There was snow mixed with the rain and the wind was blowing 50 mph. I pulled back into the garage, turned on the radio, and discovered that the weather would be bad throughout the day.

I went back into the house, quietly undressed, and slipped back into bed. There I cuddled up to my wife's back, now with a different anticipation, and whispered, "The weather out there is terrible."

She sleepily replied,

"Can you believe my stupid husband is out fishing in that shit."
 
A husband and wife and their two sons are watching TV. She looks at her husband and winks at him, he gets the message and says, "Excuse us for a few minutes boys, we're going up to our room for a little while."

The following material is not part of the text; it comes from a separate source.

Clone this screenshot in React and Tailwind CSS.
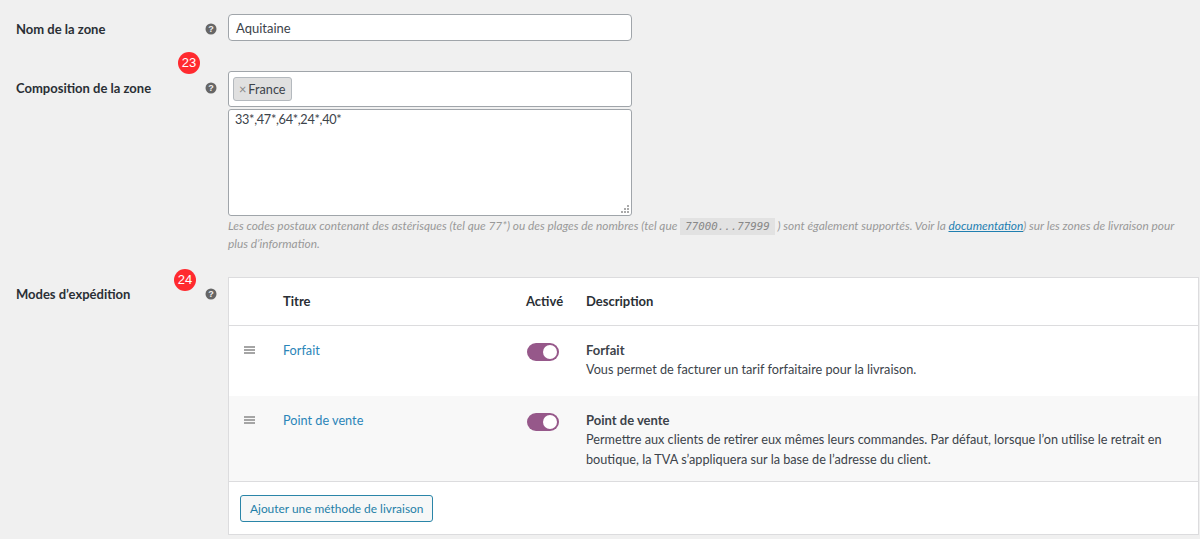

Pretty soon one of the boys becomes curious, goes upstairs and sees the door to his parents bedroom is ajar. He peeks in for a few minutes, trots downstairs, gets his little brother and takes him up to peek into the bedroom.

"Before you look in there," he says, "keep in mind this is the same woman who smacked our asses just for sucking our thumbs."
 
ROFLMAO!!!!!!!!!!!!!!!!!!

A recently widowed Jewish lady, was sitting on a beach towel at Cocoa Beach, Florida. She looked up and noticed that a man her age had walked up, placed his blanket on the sand nearby and began reading a book.

Smiling, she attempted to strike up a conversation with him. "Hello, sir, how are you?"

"Fine, thank you," he responded, and turned back to his book.

"I love the beach. Do you come here often?" she asked.

"First time since my wife passed away last year," he replied, and again turned back to his book.

"Do you live around here?" she asked.

"Yes, I live over in Suntree," he answered, and then resumed reading.

Trying to find a topic of common interest, Sarah persisted. "Do you like pussycats?"
With that, the man threw his book down, jumped off his blanket onto hers, tore off both their swimsuits and gave her the most passionate ride of her life!

As the cloud of sand began to settle, Sarah gasped and asked the man, "How did you know that was what I wanted?"

The man replied, "How did you know my name was Katz?"